__Exercise details__: Write out the data below exactly as given, without any of its pictures.

____ Information shown

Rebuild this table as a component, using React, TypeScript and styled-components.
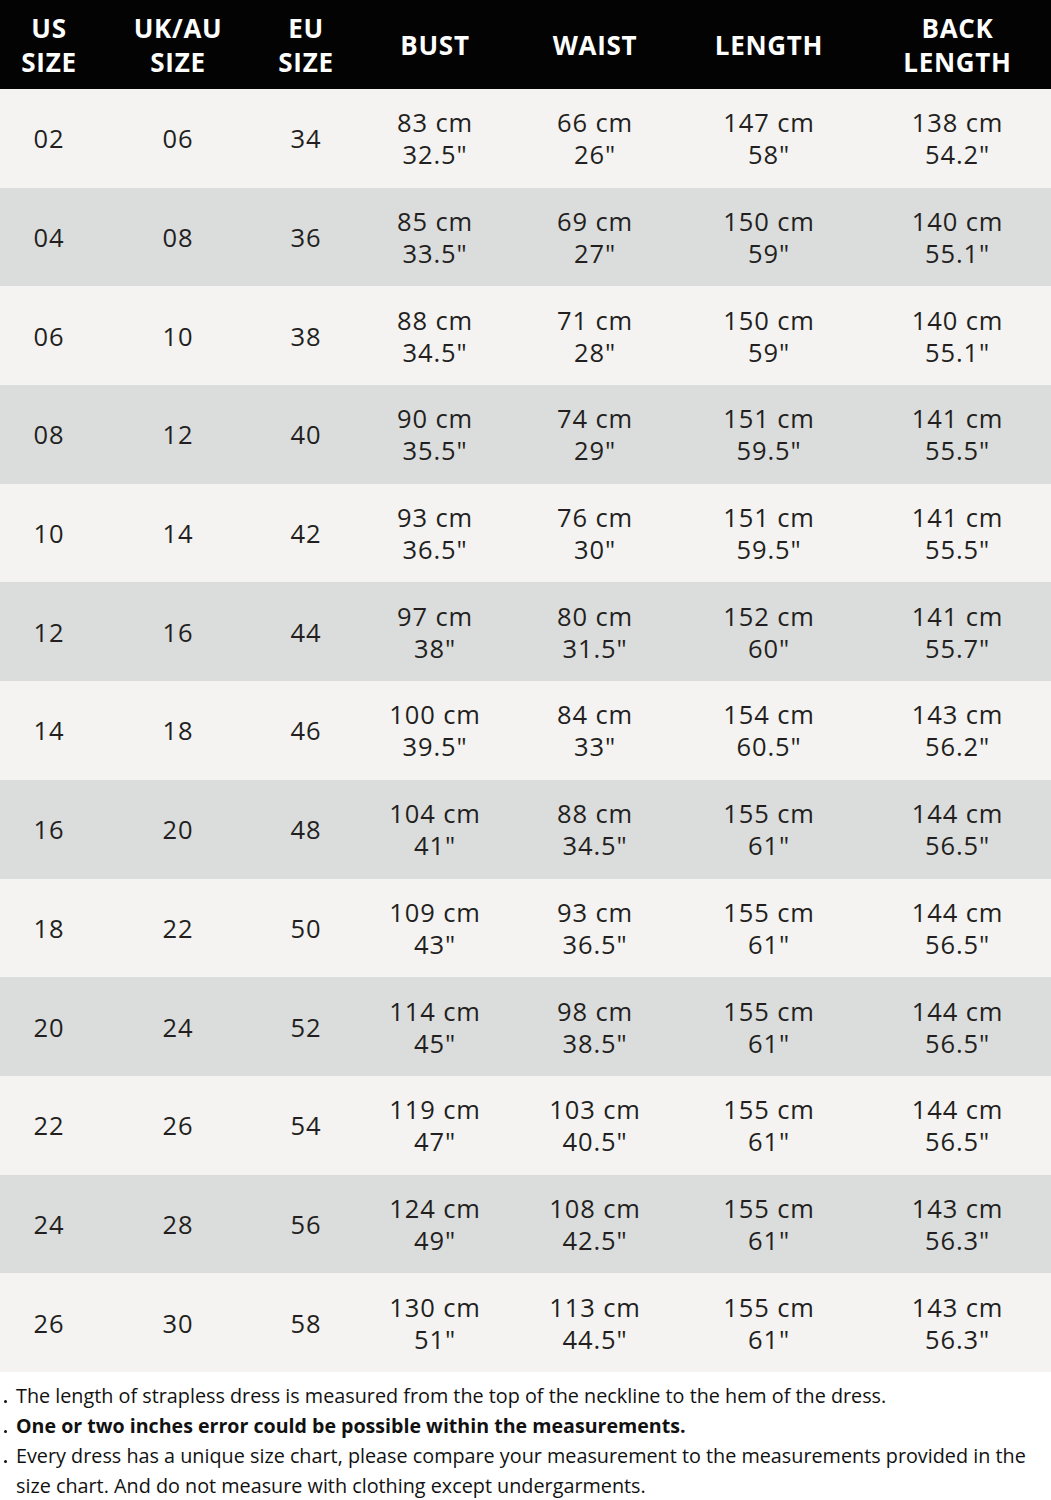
import React from "react";
import styled, { createGlobalStyle } from "styled-components";

const Global = createGlobalStyle`
  html, body { margin: 0; padding: 0; background: #ffffff; }
  body { font-family: "Open Sans", "Noto Sans", "Liberation Sans", sans-serif; }
`;

const COLS = "98px 160px 96px 162px 158px 190px 187px";

const Page = styled.div`
  width: 1051px;
  display: flex;
  flex-direction: column;
`;

const HeaderRow = styled.div`
  display: grid;
  grid-template-columns: ${COLS};
  height: 89px;
  background: #030303;
`;

const HeadCell = styled.div`
  display: flex;
  align-items: center;
  justify-content: center;
  text-align: center;
  color: #ffffff;
  font-weight: 700;
  font-size: 26px;
  line-height: 34px;
  letter-spacing: 0.7px;
`;

const Row = styled.div<{ $alt: boolean }>`
  display: grid;
  grid-template-columns: ${COLS};
  height: 98.7px;
  background: ${(p) => (p.$alt ? "#dbdcdc" : "#f4f3f2")};
`;

const Cell = styled.div`
  display: flex;
  flex-direction: column;
  align-items: center;
  justify-content: center;
  text-align: center;
  color: #231f20;
  font-size: 25.5px;
  line-height: 32px;
  letter-spacing: 0.9px;
`;

const Notes = styled.div`
  padding: 9px 0 0 0;
  display: flex;
  flex-direction: column;
`;

const Note = styled.div<{ $bold?: boolean }>`
  position: relative;
  padding-left: 16px;
  padding-right: 8px;
  font-size: ${(p) => (p.$bold ? "19.6px" : "19.8px")};
  line-height: 30px;
  color: #111;
  font-weight: ${(p) => (p.$bold ? 700 : 400)};
  letter-spacing: 0;
`;

const Dot = styled.span`
  position: absolute;
  left: 4px;
  top: 19px;
  width: 3px;
  height: 3px;
  background: #111;
  border-radius: 50%;
`;

const headers = [
  ["US", "SIZE"],
  ["UK/AU", "SIZE"],
  ["EU", "SIZE"],
  ["BUST"],
  ["WAIST"],
  ["LENGTH"],
  ["BACK", "LENGTH"],
];

type R = [string, string, string, [string, string], [string, string], [string, string], [string, string]];

const rows: R[] = [
  ["02", "06", "34", ["83 cm", '32.5"'], ["66 cm", '26"'], ["147 cm", '58"'], ["138 cm", '54.2"']],
  ["04", "08", "36", ["85 cm", '33.5"'], ["69 cm", '27"'], ["150 cm", '59"'], ["140 cm", '55.1"']],
  ["06", "10", "38", ["88 cm", '34.5"'], ["71 cm", '28"'], ["150 cm", '59"'], ["140 cm", '55.1"']],
  ["08", "12", "40", ["90 cm", '35.5"'], ["74 cm", '29"'], ["151 cm", '59.5"'], ["141 cm", '55.5"']],
  ["10", "14", "42", ["93 cm", '36.5"'], ["76 cm", '30"'], ["151 cm", '59.5"'], ["141 cm", '55.5"']],
  ["12", "16", "44", ["97 cm", '38"'], ["80 cm", '31.5"'], ["152 cm", '60"'], ["141 cm", '55.7"']],
  ["14", "18", "46", ["100 cm", '39.5"'], ["84 cm", '33"'], ["154 cm", '60.5"'], ["143 cm", '56.2"']],
  ["16", "20", "48", ["104 cm", '41"'], ["88 cm", '34.5"'], ["155 cm", '61"'], ["144 cm", '56.5"']],
  ["18", "22", "50", ["109 cm", '43"'], ["93 cm", '36.5"'], ["155 cm", '61"'], ["144 cm", '56.5"']],
  ["20", "24", "52", ["114 cm", '45"'], ["98 cm", '38.5"'], ["155 cm", '61"'], ["144 cm", '56.5"']],
  ["22", "26", "54", ["119 cm", '47"'], ["103 cm", '40.5"'], ["155 cm", '61"'], ["144 cm", '56.5"']],
  ["24", "28", "56", ["124 cm", '49"'], ["108 cm", '42.5"'], ["155 cm", '61"'], ["143 cm", '56.3"']],
  ["26", "30", "58", ["130 cm", '51"'], ["113 cm", '44.5"'], ["155 cm", '61"'], ["143 cm", '56.3"']],
];

export default function App() {
  return (
    <Page>
      <Global />
      <HeaderRow>
        {headers.map((h, i) => (
          <HeadCell key={i}>
            {h.length === 2 ? (
              <span>
                {h[0]}
                <br />
                {h[1]}
              </span>
            ) : (
              h[0]
            )}
          </HeadCell>
        ))}
      </HeaderRow>
      {rows.map((r, i) => (
        <Row key={i} $alt={i % 2 === 1}>
          <Cell>{r[0]}</Cell>
          <Cell>{r[1]}</Cell>
          <Cell>{r[2]}</Cell>
          {[r[3], r[4], r[5], r[6]].map((v, j) => (
            <Cell key={j}>
              <span>{v[0]}</span>
              <span>{v[1]}</span>
            </Cell>
          ))}
        </Row>
      ))}
      <Notes>
        <Note>
          <Dot />
          The length of strapless dress is measured from the top of the neckline to the hem of the dress.
        </Note>
        <Note $bold>
          <Dot />
          One or two inches error could be possible within the measurements.
        </Note>
        <Note>
          <Dot />
          Every dress has a unique size chart, please compare your measurement to the measurements provided in the size chart. And do not measure with clothing except undergarments.
        </Note>
      </Notes>
    </Page>
  );
}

________

__Problem solution__:
Rebuild this table as a component, using React, TypeScript and styled-components.
import React from "react";
import styled, { createGlobalStyle } from "styled-components";

const Global = createGlobalStyle`
  html, body { margin: 0; padding: 0; background: #ffffff; }
  body { font-family: "Open Sans", "Noto Sans", "Liberation Sans", sans-serif; }
`;

const COLS = "98px 160px 96px 162px 158px 190px 187px";

const Page = styled.div`
  width: 1051px;
  display: flex;
  flex-direction: column;
`;

const HeaderRow = styled.div`
  display: grid;
  grid-template-columns: ${COLS};
  height: 89px;
  background: #030303;
`;

const HeadCell = styled.div`
  display: flex;
  align-items: center;
  justify-content: center;
  text-align: center;
  color: #ffffff;
  font-weight: 700;
  font-size: 26px;
  line-height: 34px;
  letter-spacing: 0.7px;
`;

const Row = styled.div<{ $alt: boolean }>`
  display: grid;
  grid-template-columns: ${COLS};
  height: 98.7px;
  background: ${(p) => (p.$alt ? "#dbdcdc" : "#f4f3f2")};
`;

const Cell = styled.div`
  display: flex;
  flex-direction: column;
  align-items: center;
  justify-content: center;
  text-align: center;
  color: #231f20;
  font-size: 25.5px;
  line-height: 32px;
  letter-spacing: 0.9px;
`;

const Notes = styled.div`
  padding: 9px 0 0 0;
  display: flex;
  flex-direction: column;
`;

const Note = styled.div<{ $bold?: boolean }>`
  position: relative;
  padding-left: 16px;
  padding-right: 8px;
  font-size: ${(p) => (p.$bold ? "19.6px" : "19.8px")};
  line-height: 30px;
  color: #111;
  font-weight: ${(p) => (p.$bold ? 700 : 400)};
  letter-spacing: 0;
`;

const Dot = styled.span`
  position: absolute;
  left: 4px;
  top: 19px;
  width: 3px;
  height: 3px;
  background: #111;
  border-radius: 50%;
`;

const headers = [
  ["US", "SIZE"],
  ["UK/AU", "SIZE"],
  ["EU", "SIZE"],
  ["BUST"],
  ["WAIST"],
  ["LENGTH"],
  ["BACK", "LENGTH"],
];

type R = [string, string, string, [string, string], [string, string], [string, string], [string, string]];

const rows: R[] = [
  ["02", "06", "34", ["83 cm", '32.5"'], ["66 cm", '26"'], ["147 cm", '58"'], ["138 cm", '54.2"']],
  ["04", "08", "36", ["85 cm", '33.5"'], ["69 cm", '27"'], ["150 cm", '59"'], ["140 cm", '55.1"']],
  ["06", "10", "38", ["88 cm", '34.5"'], ["71 cm", '28"'], ["150 cm", '59"'], ["140 cm", '55.1"']],
  ["08", "12", "40", ["90 cm", '35.5"'], ["74 cm", '29"'], ["151 cm", '59.5"'], ["141 cm", '55.5"']],
  ["10", "14", "42", ["93 cm", '36.5"'], ["76 cm", '30"'], ["151 cm", '59.5"'], ["141 cm", '55.5"']],
  ["12", "16", "44", ["97 cm", '38"'], ["80 cm", '31.5"'], ["152 cm", '60"'], ["141 cm", '55.7"']],
  ["14", "18", "46", ["100 cm", '39.5"'], ["84 cm", '33"'], ["154 cm", '60.5"'], ["143 cm", '56.2"']],
  ["16", "20", "48", ["104 cm", '41"'], ["88 cm", '34.5"'], ["155 cm", '61"'], ["144 cm", '56.5"']],
  ["18", "22", "50", ["109 cm", '43"'], ["93 cm", '36.5"'], ["155 cm", '61"'], ["144 cm", '56.5"']],
  ["20", "24", "52", ["114 cm", '45"'], ["98 cm", '38.5"'], ["155 cm", '61"'], ["144 cm", '56.5"']],
  ["22", "26", "54", ["119 cm", '47"'], ["103 cm", '40.5"'], ["155 cm", '61"'], ["144 cm", '56.5"']],
  ["24", "28", "56", ["124 cm", '49"'], ["108 cm", '42.5"'], ["155 cm", '61"'], ["143 cm", '56.3"']],
  ["26", "30", "58", ["130 cm", '51"'], ["113 cm", '44.5"'], ["155 cm", '61"'], ["143 cm", '56.3"']],
];

export default function App() {
  return (
    <Page>
      <Global />
      <HeaderRow>
        {headers.map((h, i) => (
          <HeadCell key={i}>
            {h.length === 2 ? (
              <span>
                {h[0]}
                <br />
                {h[1]}
              </span>
            ) : (
              h[0]
            )}
          </HeadCell>
        ))}
      </HeaderRow>
      {rows.map((r, i) => (
        <Row key={i} $alt={i % 2 === 1}>
          <Cell>{r[0]}</Cell>
          <Cell>{r[1]}</Cell>
          <Cell>{r[2]}</Cell>
          {[r[3], r[4], r[5], r[6]].map((v, j) => (
            <Cell key={j}>
              <span>{v[0]}</span>
              <span>{v[1]}</span>
            </Cell>
          ))}
        </Row>
      ))}
      <Notes>
        <Note>
          <Dot />
          The length of strapless dress is measured from the top of the neckline to the hem of the dress.
        </Note>
        <Note $bold>
          <Dot />
          One or two inches error could be possible within the measurements.
        </Note>
        <Note>
          <Dot />
          Every dress has a unique size chart, please compare your measurement to the measurements provided in the size chart. And do not measure with clothing except undergarments.
        </Note>
      </Notes>
    </Page>
  );
}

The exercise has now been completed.